* Work to complete
Omitting the pictures, copy exactly each line from the one containing "Convert this screenshot" up to and including the one containing "const options = ['NU', 'IMPLICIT', 'DA'];".

· · · ·

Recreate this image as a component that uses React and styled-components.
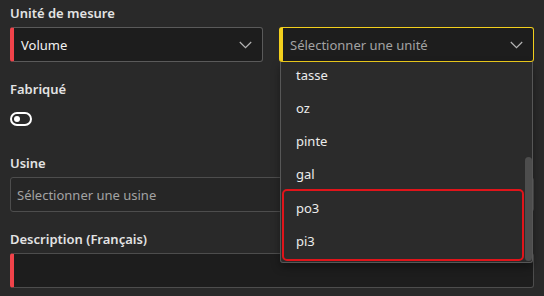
import React from 'react'
import styled, { createGlobalStyle } from 'styled-components'

const GlobalStyle = createGlobalStyle`
  html, body {
    margin: 0;
    padding: 0;
    background: #292929;
  }
  body {
    font-family: "Noto Sans", "Open Sans", sans-serif;
    color: #e8e8e8;
  }
`

const units = ['tasse', 'oz', 'pinte', 'gal']
const grouped = ['po3', 'pi3']

const Chevron = () => (
  <svg width="13" height="8" viewBox="0 0 13 8" fill="none">
    <path d="M0.8 1l5.7 5.7L12.2 1" stroke="#b5b5b5" strokeWidth="1.2" />
  </svg>
)

const App = () => {
  return (
    <Form>
      <GlobalStyle />
      <Row>
        <Field>
          <Label>Unité de mesure</Label>
          <Select $required>
            <Value>Volume</Value>
            <Chevron />
          </Select>
        </Field>
        <Field>
          <Spacer />
          <SelectWrap>
            <Select $active>
              <Value $placeholder>Sélectionner une unité</Value>
              <Chevron />
            </Select>
            <Menu>
              {units.map((u) => (
                <Option key={u}>{u}</Option>
              ))}
              <Group>
                {grouped.map((u) => (
                  <Option key={u} $inGroup>{u}</Option>
                ))}
              </Group>
            </Menu>
            <ScrollThumb />
          </SelectWrap>
        </Field>
      </Row>

      <Field>
        <Label>Fabriqué</Label>
        <Toggle>
          <Knob />
        </Toggle>
      </Field>

      <Field>
        <Label>Usine</Label>
        <Input>
          <Value $placeholder>Sélectionner une usine</Value>
        </Input>
      </Field>

      <Field>
        <Label>Description (Français)</Label>
        <Input $required />
      </Field>
    </Form>
  )
}

export default App

const Form = styled.div`
  display: flex;
  flex-direction: column;
  gap: 17px;
  padding: 3px 10px 0 10px;
  width: 524px;
`

const Row = styled.div`
  display: grid;
  grid-template-columns: 253px 255px;
  column-gap: 16px;
  position: relative;
  z-index: 2;
`

const Field = styled.div`
  display: flex;
  flex-direction: column;
  gap: 4px;
`

const Label = styled.div`
  font-size: 13px;
  font-weight: 600;
  line-height: 20px;
  color: #e3e3e3;
`

const Spacer = styled.div`
  height: 20px;
`

const SelectWrap = styled.div`
  position: relative;
`

const Select = styled.div`
  height: 35px;
  box-sizing: border-box;
  display: flex;
  align-items: center;
  justify-content: space-between;
  padding: 0 10px 0 7px;
  background: #1d1d1d;
  border: 1px solid ${(p) => (p.$active ? '#f2cf1d' : '#5a5a5a')};
  border-left: 4px solid ${(p) => (p.$required ? '#f0434a' : p.$active ? '#f2cf1d' : '#5a5a5a')};
  border-radius: 3px;
`

const Value = styled.span`
  font-size: 13px;
  color: ${(p) => (p.$placeholder ? '#a3a3a3' : '#f2f2f2')};
`

const Menu = styled.div`
  position: absolute;
  top: 35px;
  left: 1px;
  width: 253px;
  height: 201px;
  box-sizing: border-box;
  overflow: hidden;
  display: flex;
  flex-direction: column;
  justify-content: flex-end;
  background: #2b2b2b;
  border: 1px solid #575757;
  border-top: none;
  border-radius: 0 0 3px 3px;
  box-shadow: 0 4px 8px rgba(0, 0, 0, 0.35);
  padding: 0 8px 1px 0;
`

const ScrollThumb = styled.div`
  position: absolute;
  top: 130px;
  left: 246px;
  width: 7px;
  height: 104px;
  border-radius: 4px;
  background: #4d4d4d;
`

const Option = styled.div`
  flex: none;
  height: 33px;
  display: flex;
  align-items: center;
  padding-left: ${(p) => (p.$inGroup ? '12px' : '15px')};
  font-size: 13px;
  color: #ececec;
`

const Group = styled.div`
  flex: none;
  margin: -1px 0 0 1px;
  border: 2px solid #e0141a;
  border-radius: 5px;
  padding-bottom: 2px;
`

const Toggle = styled.div`
  margin: 9px 0 10px;
  width: 22px;
  height: 14px;
  box-sizing: border-box;
  border: 2px solid #ffffff;
  border-radius: 8px;
  display: flex;
  align-items: center;
  padding: 0 2px;
`

const Knob = styled.div`
  width: 6px;
  height: 6px;
  border-radius: 50%;
  background: #ffffff;
`

const Input = styled.div`
  height: 35px;
  box-sizing: border-box;
  display: flex;
  align-items: center;
  padding-left: ${(p) => (p.$required ? '10px' : '6px')};
  background: ${(p) => (p.$required ? '#1d1d1d' : '#262626')};
  border: 1px solid #4d4d4d;
  border-left: ${(p) => (p.$required ? '4px solid #f0434a' : '1px solid #4d4d4d')};
  border-radius: 3px;
`
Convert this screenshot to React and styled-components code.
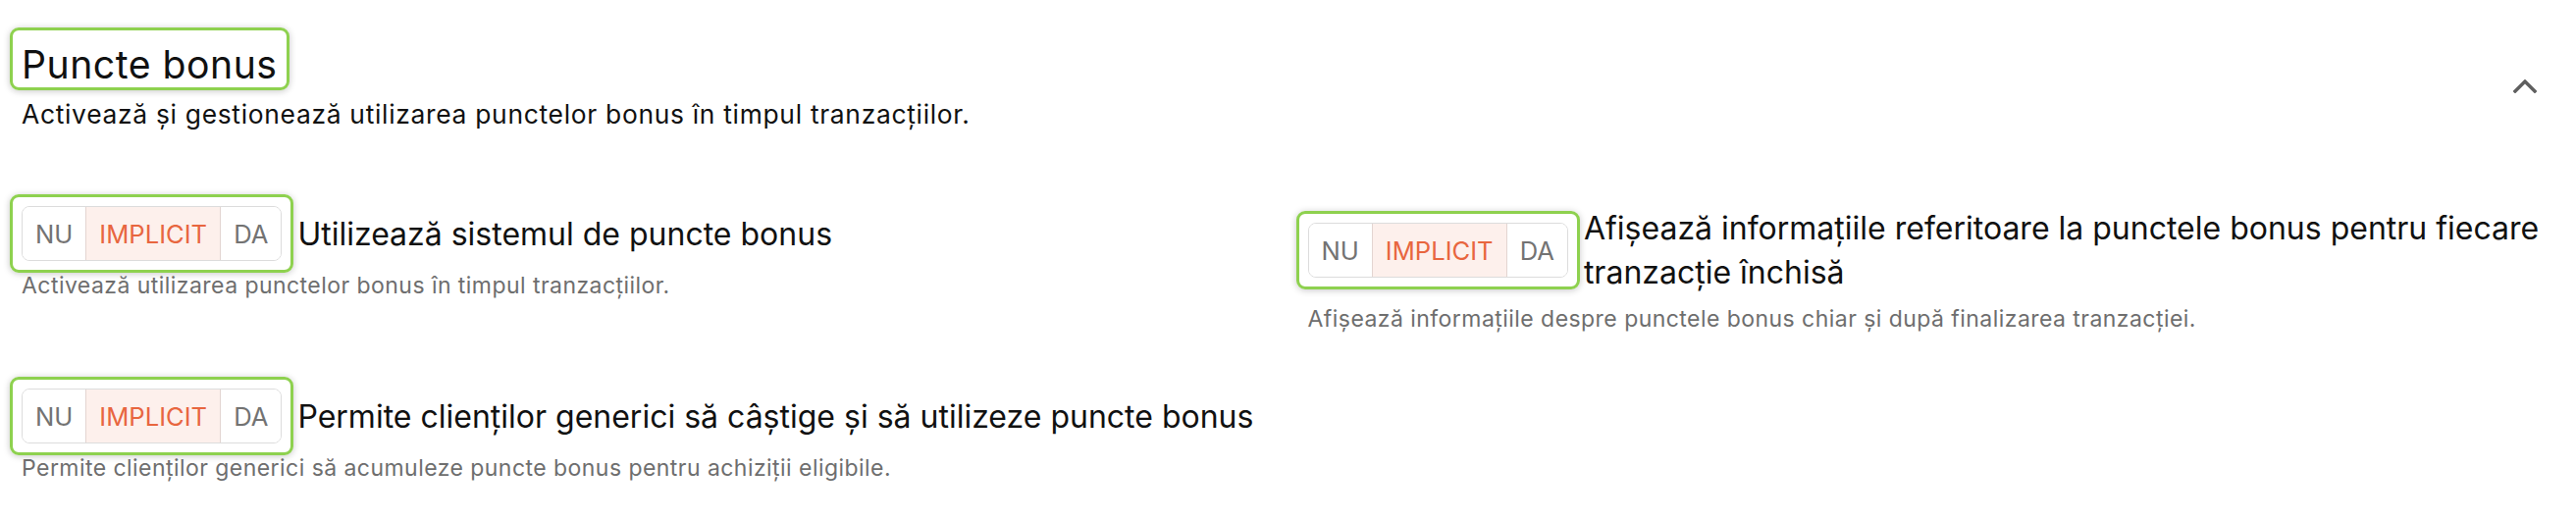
import styled, { createGlobalStyle } from 'styled-components';

const GlobalStyle = createGlobalStyle`
  body {
    margin: 0;
    background: #fff;
    color: #111;
    font-family: Inter, "Noto Sans", sans-serif;
  }
`;

const options = ['NU', 'IMPLICIT', 'DA'];

const settings = [
  {
    id: 'use',
    label: 'Utilizează sistemul de puncte bonus',
    hint: 'Activează utilizarea punctelor bonus în timpul tranzacțiilor.',
  },
  {
    id: 'show',
    label: 'Afișează informațiile referitoare la punctele bonus pentru fiecare tranzacție închisă',
    hint: 'Afișează informațiile despre punctele bonus chiar și după finalizarea tranzacției.',
  },
  {
    id: 'generic',
    label: 'Permite clienților generici să câștige și să utilizeze puncte bonus',
    hint: 'Permite clienților generici să acumuleze puncte bonus pentru achiziții eligibile.',
  },
];

const TriToggle = ({ value }) => (
  <Toggle>
    {options.map((opt, i) => (
      <Segment key={opt} $active={opt === value} $first={i === 0}>
        {opt}
      </Segment>
    ))}
  </Toggle>
);

const BonusSettings = () => {
  return (
    <Section>
      <GlobalStyle />
      <Header>
        <div>
          <Focus $pad="12px 9px 0 9px" $offset="-15px -12px -3px -12px">
            <Title>Puncte bonus</Title>
          </Focus>
          <Subtitle>Activează și gestionează utilizarea punctelor bonus în timpul tranzacțiilor.</Subtitle>
        </div>
        <Collapse aria-label="Restrânge">
          <svg width="24" height="14" viewBox="0 0 24 14" fill="none">
            <polyline
              points="2,12 12,2 22,12"
              stroke="#5f5f5f"
              strokeWidth="3.4"
              strokeLinecap="square"
            />
          </svg>
        </Collapse>
      </Header>

      <Grid>
        {settings.map((s) => (
          <Setting key={s.id}>
            <SettingRow>
              <Focus $pad="9px" $offset="-12px">
                <TriToggle value="IMPLICIT" />
              </Focus>
              <Label>{s.label}</Label>
            </SettingRow>
            <Hint>{s.hint}</Hint>
          </Setting>
        ))}
      </Grid>
    </Section>
  );
};

const Section = styled.section`
  padding: 43px 22px 30px 22px;
`;

const Header = styled.div`
  display: flex;
  align-items: center;
  justify-content: space-between;
`;

const Focus = styled.div`
  display: inline-flex;
  flex-shrink: 0;
  padding: ${(p) => p.$pad};
  margin: ${(p) => p.$offset};
  border: 3px solid #8ed14f;
  border-radius: 9px;
  box-shadow: 0 1px 7px rgba(0, 0, 0, 0.22);
`;

const Title = styled.h2`
  margin: 0;
  font-size: 39.2px;
  font-weight: 400;
  line-height: 46px;
  letter-spacing: 0.5px;
  color: #111;
`;

const Subtitle = styled.p`
  margin: 12px 0 0;
  font-size: 26.4px;
  line-height: 31px;
  letter-spacing: 0.7px;
  color: #111;
`;

const Collapse = styled.button`
  display: flex;
  align-items: center;
  justify-content: center;
  margin-right: 18px;
  padding: 0;
  border: none;
  background: none;
  cursor: pointer;
`;

const Grid = styled.div`
  display: grid;
  grid-template-columns: 1fr 1fr;
  column-gap: 40px;
  row-gap: 57px;
  align-items: start;
  margin-top: 78px;
`;

const Setting = styled.div`
  display: flex;
  flex-direction: column;
`;

const SettingRow = styled.div`
  display: flex;
  align-items: center;
  gap: 16px;
`;

const Label = styled.span`
  font-size: 32px;
  line-height: 45px;
  color: #111;
`;

const Hint = styled.p`
  margin: 12px 0 0;
  font-size: 23px;
  line-height: 27px;
  letter-spacing: 0.45px;
  color: #6e6e6e;
`;

const Toggle = styled.div`
  display: flex;
  height: 56px;
  box-sizing: border-box;
  border: 1px solid #dcdcdc;
  border-radius: 8px;
  overflow: hidden;
  background: #fff;
`;

const Segment = styled.span`
  display: flex;
  align-items: center;
  padding: 0 13px;
  font-size: 25.6px;
  color: ${(p) => (p.$active ? '#e8663f' : '#737373')};
  background: ${(p) => (p.$active ? '#fdf0ec' : '#fff')};
  border-left: ${(p) => (p.$first ? 'none' : '1px solid #e3d5d1')};
`;

export default BonusSettings;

· · · ·

* Result for this task
Convert this screenshot to React and styled-components code.
import styled, { createGlobalStyle } from 'styled-components';

const GlobalStyle = createGlobalStyle`
  body {
    margin: 0;
    background: #fff;
    color: #111;
    font-family: Inter, "Noto Sans", sans-serif;
  }
`;

const options = ['NU', 'IMPLICIT', 'DA'];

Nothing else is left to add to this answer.